Q: Can the spot rate be negative?

A: While uncommon in many markets, negative spot rates can occur, particularly in environments with strong deflationary pressures or aggressive central bank policies (like negative interest rate policy). The formula handles negative inputs, but a negative FV/PV ratio is mathematically impossible for real numbers.

Q: Does the number of periods (n) have to be an integer?

A: The formula works with fractional periods, but typically 'n' represents whole units like years or months. For example, 1.5 years could be used if the FV is known at that precise time. However, for standard yield curve construction, integer periods (like 1, 2, 3 years) are more common.

Q: How does this calculator relate to the yield curve?

A: This calculator computes a single spot rate for a specific maturity. The yield curve is a plot of spot rates across *many* different maturities (e.g., 3-month, 1-year, 5-year, 30-year).
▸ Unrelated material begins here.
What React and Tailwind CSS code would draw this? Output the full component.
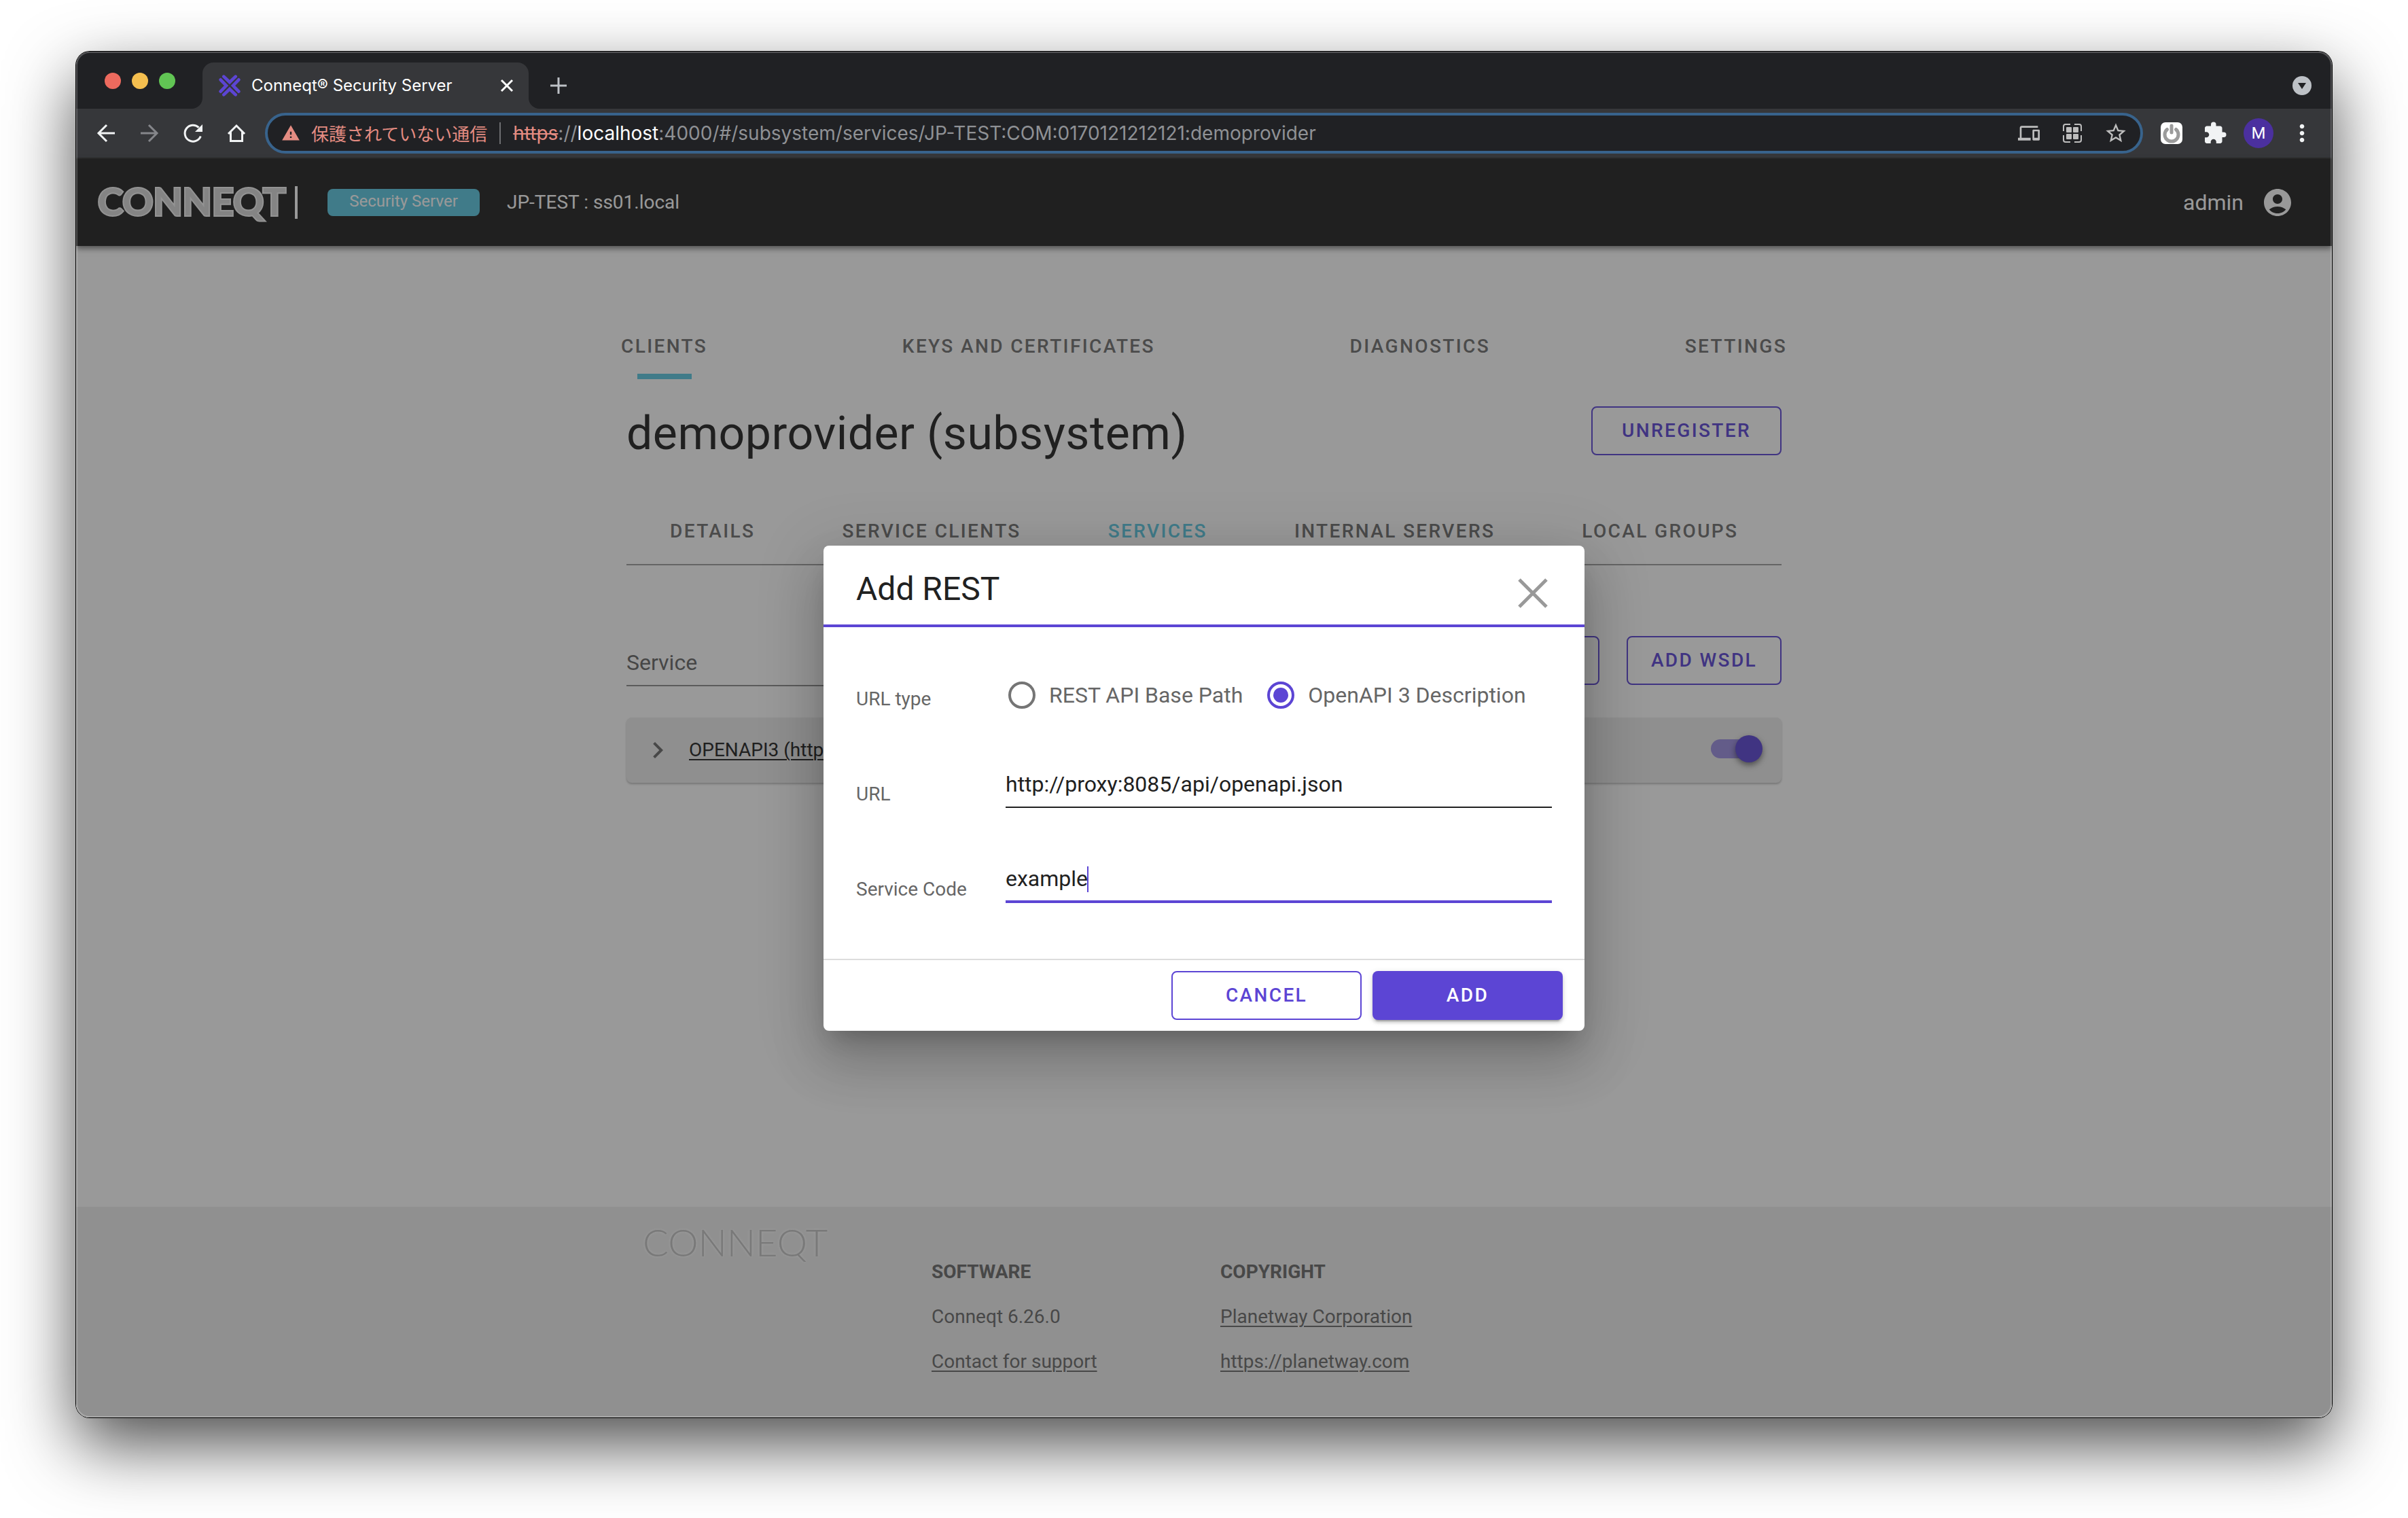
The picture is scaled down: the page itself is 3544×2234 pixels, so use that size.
import React, { useState } from "react";
import {
  MdAccountCircle,
  MdChevronRight,
  MdExtension,
  MdMoreVert,
  MdOutlineDevices,
  MdStarBorder,
  MdWarning,
} from "react-icons/md";

function Favicon() {
  return (
    <svg viewBox="0 0 96 96" className="size-8 shrink-0" fill="none" stroke="#5c45d4" strokeWidth="14" strokeLinecap="round" aria-hidden="true">
      <path d="M22 8 48 33 74 8" />
      <path d="M22 88 48 63 74 88" />
      <path d="M8 22 33 48 8 74" />
      <path d="M88 22 63 48 88 74" />
    </svg>
  );
}

function TabFlare({ className }) {
  return (
    <svg viewBox="0 0 16 16" className={className} aria-hidden="true">
      <path d="M16 0v16H0A16 16 0 0 0 16 0Z" fill="#36373a" />
    </svg>
  );
}

function ArrowIcon({ className }) {
  return (
    <svg viewBox="0 0 32 32" className={className} fill="none" stroke="currentColor" strokeWidth="3" aria-hidden="true">
      <path d="M29 16H5M17 4 5 16 17 28" strokeLinejoin="miter" />
    </svg>
  );
}

function ReloadIcon() {
  return (
    <svg viewBox="0 0 32 32" className="size-8" aria-hidden="true">
      <path d="M27.300 20.500A12 12 0 1 1 24.500 7.600" fill="none" stroke="currentColor" strokeWidth="3" />
      <path d="M30 3v11H19Z" fill="currentColor" />
    </svg>
  );
}

function HomeIcon() {
  return (
    <svg viewBox="0 0 32 32" className="size-8" fill="none" stroke="currentColor" strokeWidth="3" aria-hidden="true">
      <path d="M4 17 16 5l12 12M7.500 14v13.500h17V14" />
    </svg>
  );
}

function AppsFrameIcon() {
  return (
    <svg viewBox="0 0 32 32" className="size-8" aria-hidden="true">
      <path d="M13 3H6a3 3 0 0 0-3 3v7M19 3h7a3 3 0 0 1 3 3v7M3 19v7a3 3 0 0 0 3 3h7M29 19v7a3 3 0 0 1-3 3h-7" fill="none" stroke="currentColor" strokeWidth="2" />
      <g fill="currentColor">
        <rect x="7" y="7" width="8" height="8" rx="1" />
        <rect x="17" y="7" width="8" height="8" rx="1" />
        <rect x="7" y="17" width="8" height="8" rx="1" />
        <rect x="17" y="17" width="8" height="8" rx="1" />
      </g>
    </svg>
  );
}

function PowerIcon() {
  return (
    <svg viewBox="0 0 32 32" className="size-8" aria-hidden="true">
      <rect width="32" height="32" rx="7" fill="#fff" />
      <path d="M9.500 10.500A10 10 0 1 0 22.500 10.500" fill="none" stroke="#9b9b9b" strokeWidth="5" strokeLinecap="round" />
      <path d="M16 5v10" stroke="#9b9b9b" strokeWidth="5" strokeLinecap="round" />
    </svg>
  );
}

function TabSearchIcon() {
  return (
    <svg viewBox="0 0 28 28" className="size-7" aria-hidden="true">
      <circle cx="14" cy="14" r="14" fill="#bdc1c6" />
      <path d="M8 10h12l-6 9Z" fill="#202124" />
    </svg>
  );
}

function TabStrip() {
  return (
    <div className="flex h-[84px] items-stretch bg-[#202124] pl-[42px] pr-[30px]">
      <div className="flex items-center gap-4 pt-[2px]">
        <button type="button" aria-label="Close window" className="size-6 rounded-full bg-[#ed6a5e]" />
        <button type="button" aria-label="Minimize window" className="size-6 rounded-full bg-[#f5bf4f]" />
        <button type="button" aria-label="Zoom window" className="size-6 rounded-full bg-[#61c554]" />
      </div>
      <div className="relative ml-10 mt-4 flex w-[480px] items-center gap-4 rounded-t-2xl bg-[#36373a] pl-6 pr-5">
        <TabFlare className="absolute -left-4 bottom-0 size-4" />
        <TabFlare className="absolute -right-4 bottom-0 size-4 -scale-x-100" />
        <Favicon />
        <span className="flex-1 whitespace-nowrap text-[24px] leading-8 text-white font-['Inter',sans-serif]">Conneqt® Security Server</span>
        <button type="button" aria-label="Close tab" className="text-white">
          <svg viewBox="0 0 24 24" className="size-6" stroke="currentColor" strokeWidth="3" aria-hidden="true">
            <path d="M4 4 20 20M20 4 4 20" />
          </svg>
        </button>
      </div>
      <button type="button" aria-label="New tab" className="ml-8 mt-4 text-[#bdc1c6]">
        <svg viewBox="0 0 24 24" className="size-6" stroke="currentColor" strokeWidth="3" aria-hidden="true">
          <path d="M12 0v24M0 12h24" />
        </svg>
      </button>
      <button type="button" aria-label="Search tabs" className="ml-auto mt-4">
        <TabSearchIcon />
      </button>
    </div>
  );
}

function BrowserToolbar() {
  return (
    <div className="flex h-[74px] items-center border-b-2 border-[#2b2b2b] bg-[#36373a] px-7 text-[#f1f3f4]">
      <div className="mr-[26px] flex gap-8">
        <button type="button" aria-label="Back"><ArrowIcon className="size-8" /></button>
        <button type="button" aria-label="Forward" className="text-[#85868a]"><ArrowIcon className="size-8 -scale-x-100" /></button>
        <button type="button" aria-label="Reload"><ReloadIcon /></button>
        <button type="button" aria-label="Home"><HomeIcon /></button>
      </div>
      <div className="flex h-[60px] flex-1 items-center rounded-full border-4 border-[#38638c] bg-[#202124] px-5">
        <MdWarning className="size-7 text-[#e48c82]" />
        <span className="ml-4 whitespace-nowrap text-[26px] leading-8 text-[#e48c82] font-['Noto_Sans_CJK_JP',sans-serif]">保護されていない通信</span>
        <span className="mx-[18px] h-8 w-[2px] bg-[#6d6e71]" />
        <p className="flex-1 whitespace-nowrap text-[28px] leading-8 text-[#8f9195] font-['Inter',sans-serif]">
          <span className="text-[#e48c82] line-through">https</span>://<span className="text-white">localhost</span>:4000/#/subsystem/services/JP-TEST:COM:0170121212121:demoprovider
        </p>
        <div className="flex gap-8 text-[#bdbdbd]">
          <button type="button" aria-label="Send to your devices"><MdOutlineDevices className="size-8" /></button>
          <button type="button" aria-label="Apps"><AppsFrameIcon /></button>
          <button type="button" aria-label="Bookmark this page"><MdStarBorder className="size-8 scale-110" /></button>
        </div>
      </div>
      <div className="ml-[26px] flex items-center gap-6">
        <button type="button" aria-label="Power extension"><PowerIcon /></button>
        <button type="button" aria-label="Extensions" className="ml-[6px]"><MdExtension className="size-9" /></button>
        <button type="button" aria-label="Profile" className="flex size-11 items-center justify-center rounded-full bg-[#4b309f] text-[24px] text-white">M</button>
        <button type="button" aria-label="Browser menu" className="ml-[2px]"><MdMoreVert className="size-8 scale-125" /></button>
      </div>
    </div>
  );
}

function AppHeader() {
  return (
    <header className="relative flex h-32 items-center bg-[#212121] pl-8 pr-14 text-white shadow-[0_4px_8px_rgba(0,0,0,0.5)]">
      <span className="w-[278px] whitespace-nowrap pb-1 text-[56px] leading-none text-[#d8d8d8] [-webkit-text-stroke:4px_#f4f4f4] [paint-order:stroke_fill] font-['Lato',sans-serif] font-bold">CONNEQT</span>
      <span className="ml-3 h-12 w-1 bg-white" />
      <span className="ml-11 w-[224px] rounded-lg bg-[#5cc8e1] pb-[6px] pt-[2px] text-center text-[24px] leading-8">Security Server</span>
      <span className="ml-10 text-[28px] leading-10">JP-TEST : ss01.local</span>
      <span className="ml-auto mr-[26px] text-[32px] leading-10">admin</span>
      <button type="button" aria-label="Account"><MdAccountCircle className="size-12" /></button>
    </header>
  );
}

function OutlineButton({ className, children }) {
  return (
    <button type="button" className={`h-[72px] shrink-0 whitespace-nowrap rounded-lg border-2 border-[#5c45d4] text-[28px] leading-10 font-medium tracking-[0.085em] text-[#5c45d4] ${className}`}>
      {children}
    </button>
  );
}

const mainTabs = ["CLIENTS", "KEYS AND CERTIFICATES", "DIAGNOSTICS", "SETTINGS"];
const subTabs = ["DETAILS", "SERVICE CLIENTS", "SERVICES", "INTERNAL SERVERS", "LOCAL GROUPS"];

function ServicesPage() {
  return (
    <main className="pt-[100px] text-[#212121]">
      <nav className="mx-auto flex max-w-[1716px] justify-between">
        {mainTabs.map((tab, i) => (
          <a key={tab} href="#main" className="relative flex h-24 items-center whitespace-nowrap text-[28px] leading-10 font-medium tracking-[0.085em] text-[#707070]">
            {tab}
            {i === 0 && <span className="absolute bottom-0 left-1/2 h-2 w-20 -translate-x-1/2 bg-[#5cc8e1]" />}
          </a>
        ))}
      </nav>
      <div className="mx-auto max-w-[1700px]">
        <div className="mt-10 flex items-start justify-between">
          <h1 className="text-[68px] leading-[80px] tracking-[0.0074em]">demoprovider (subsystem)</h1>
          <OutlineButton className="w-[280px]">UNREGISTER</OutlineButton>
        </div>
        <nav className="mt-14 flex border-b-2 border-[#a0a0a0]">
          {subTabs.map((tab) => (
            <a key={tab} href="#sub" className={`flex h-24 items-center whitespace-nowrap px-16 text-[28px] leading-10 font-medium tracking-[0.085em] ${tab === "SERVICES" ? "text-[#5cc8e1]" : "text-[#707070]"}`}>
              {tab}
            </a>
          ))}
        </nav>
        <div className="mt-[104px] flex items-start">
          <input type="text" aria-label="Service" placeholder="Service" className="mt-[6px] h-[68px] w-[600px] border-b-2 border-[#8c8c8c] text-[32px] placeholder:text-[#666666]" />
          <OutlineButton className="ml-auto w-[220px]">ADD REST</OutlineButton>
          <OutlineButton className="ml-10 w-[228px]">ADD WSDL</OutlineButton>
        </div>
        <section className="mt-[46px] flex h-24 items-center rounded-lg bg-[#ececec] pl-[22px] pr-8 shadow-[0_2px_3px_rgba(0,0,0,0.25)]">
          <button type="button" aria-label="Expand" className="text-[#6a6a6a]"><MdChevronRight className="size-12" /></button>
          <a href="#openapi3" className="ml-[22px] text-[28px] leading-10 underline decoration-2 underline-offset-4">OPENAPI3 (http://proxy:8085/api/openapi.json)</a>
          <input
            type="checkbox"
            role="switch"
            aria-label="Service enabled"
            defaultChecked
            className="relative mb-1 ml-auto h-7 w-[72px] appearance-none rounded-full bg-[#9c8ee2] before:absolute before:-top-[6px] before:left-9 before:size-10 before:rounded-full before:bg-[#5c45d4] before:shadow-[0_4px_8px_rgba(0,0,0,0.5)]"
          />
        </section>
      </div>
    </main>
  );
}

function AppFooter() {
  return (
    <footer className="mt-auto bg-[#eeeeee] text-[28px] leading-[66px] text-[#6a6a6a]">
      <div className="mx-auto grid max-w-[1700px] grid-cols-4">
        <div className="px-6 pt-5">
          <span className="block whitespace-nowrap text-[56px] leading-[64px] font-light text-[#c4c4c4] [text-shadow:0_0_4px_#ffffff,0_0_4px_#ffffff] font-['Lato',sans-serif]">CONNEQT</span>
        </div>
        <div className="px-6 pb-[49px] pt-[63px]">
          <h2 className="font-bold">SOFTWARE</h2>
          <p>Conneqt 6.26.0</p>
          <p><a href="#support" className="underline decoration-2 underline-offset-4">Contact for support</a></p>
        </div>
        <div className="px-6 pb-[49px] pt-[63px]">
          <h2 className="font-bold">COPYRIGHT</h2>
          <p><a href="#corporation" className="underline decoration-2 underline-offset-4">Planetway Corporation</a></p>
          <p><a href="https://planetway.com" className="underline decoration-2 underline-offset-4">https://planetway.com</a></p>
        </div>
      </div>
    </footer>
  );
}

function RadioOption({ label, checked, onChange }) {
  return (
    <label className="flex items-center gap-5 whitespace-nowrap text-[32px] leading-10 text-[#666666]">
      <input
        type="radio"
        name="url-type"
        checked={checked}
        onChange={onChange}
        className="grid size-10 appearance-none place-items-center rounded-full border-4 border-[#757575] before:size-[22px] before:rounded-full checked:border-[#5c45d4] checked:before:bg-[#5c45d4]"
      />
      {label}
    </label>
  );
}

function AddRestDialog() {
  const [type, setType] = useState("openapi");
  const [url, setUrl] = useState("http://proxy:8085/api/openapi.json");
  const [code, setCode] = useState("example");
  return (
    <div className="absolute inset-0 flex items-center justify-center bg-[#212121]/46">
      <form
        role="dialog"
        aria-labelledby="dialog-title"
        onSubmit={(e) => e.preventDefault()}
        className="w-full max-w-[1120px] rounded-lg bg-white shadow-[0_22px_30px_-14px_rgba(0,0,0,0.2),0_48px_76px_6px_rgba(0,0,0,0.14),0_18px_92px_16px_rgba(0,0,0,0.12)]"
      >
        <div className="flex items-end justify-between border-b-4 border-[#5c45d4] pb-5 pl-12 pr-[54px] pt-8">
          <h2 id="dialog-title" className="text-[48px] leading-[64px] text-[#212121]">Add REST</h2>
          <button type="button" aria-label="Close dialog" className="py-1 text-[#999999]">
            <svg viewBox="0 0 44 44" className="size-11" stroke="currentColor" strokeWidth="5" aria-hidden="true">
              <path d="M2 2 42 42M42 2 2 42" />
            </svg>
          </button>
        </div>
        <div className="px-12 pb-8 pt-9 text-[28px] text-[#666666]">
          <fieldset className="flex h-[140px] items-center">
            <span className="w-[220px] shrink-0 leading-10">URL type</span>
            <div className="mb-3 ml-1 flex gap-9">
              <RadioOption label="REST API Base Path" checked={type === "rest"} onChange={() => setType("rest")} />
              <RadioOption label="OpenAPI 3 Description" checked={type === "openapi"} onChange={() => setType("openapi")} />
            </div>
          </fieldset>
          <div className="flex h-[140px] items-center">
            <label htmlFor="url" className="w-[220px] shrink-0 leading-10">URL</label>
            <input id="url" type="text" value={url} onChange={(e) => setUrl(e.target.value)} className="mb-7 h-[68px] min-w-0 flex-1 border-b-2 border-[#212121] text-[32px] text-[#212121] outline-none" />
          </div>
          <div className="flex h-[140px] items-center">
            <label htmlFor="code" className="w-[220px] shrink-0 leading-10">Service Code</label>
            <div className="relative mb-7 flex-1">
              <input id="code" type="text" value={code} onChange={(e) => setCode(e.target.value)} className="block h-[68px] w-full border-b-4 border-[#5c45d4] text-[32px] text-[#212121] outline-none" />
              <span className="absolute left-[120px] top-[14px] h-[38px] w-[2px] bg-[#5c45d4]" />
            </div>
          </div>
        </div>
        <div className="flex justify-end gap-4 border-t-2 border-[#dddddd] px-8 py-4">
          <OutlineButton className="w-[280px]">CANCEL</OutlineButton>
          <button type="submit" className="h-[72px] w-[280px] rounded-lg bg-[#5c45d4] text-[28px] leading-10 font-medium tracking-[0.085em] text-white shadow-[0_6px_2px_-4px_rgba(0,0,0,0.2),0_4px_4px_rgba(0,0,0,0.14),0_2px_10px_rgba(0,0,0,0.12)]">ADD</button>
        </div>
      </form>
    </div>
  );
}

export default function App() {
  return (
    <div className="flex min-h-screen flex-col bg-white px-28 pb-[148px] pt-[76px] font-['Roboto',sans-serif]">
      <div className="relative flex flex-1 flex-col overflow-hidden rounded-[20px] shadow-[0_0_0_1px_#000000,0_40px_100px_rgba(0,0,0,0.7)]">
        <TabStrip />
        <BrowserToolbar />
        <div className="relative flex flex-1 flex-col bg-white">
          <AppHeader />
          <ServicesPage />
          <AppFooter />
          <AddRestDialog />
        </div>
        <div className="pointer-events-none absolute inset-0 rounded-[20px] shadow-[inset_0_0_0_2px_rgba(255,255,255,0.22)]" />
      </div>
    </div>
  );
}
By calculating spot rates for various maturities, you can construct a yield curve.

Q: Is the spot rate the same as the yield to maturity (YTM)?

A: For a zero-coupon bond, the spot rate for its maturity is equivalent to its Yield to Maturity (YTM). For coupon-bearing bonds, YTM is a weighted average of spot rates across different maturities, not a single spot rate itself.

Q: What if my Present Value is greater than my Future Value?

A: If PV > FV, the spot rate calculation will result in a negative number, indicating a loss or negative return over the period. The formula correctly handles this scenario.

Q: How are spot rates quoted in the market?

A: Spot rates are typically quoted as annualized percentages. For example, a 1-year spot rate might be 5.26%.

Q: Can I use this calculator for currencies?

A: The core formula applies to any scenario where you have a present value, a future value, and a time period. However, when dealing with currency exchange rates, the term 'spot rate' refers to the exchange rate for immediate transaction, not typically calculated using this PV/FV formula unless you're looking at the implied interest rate parity.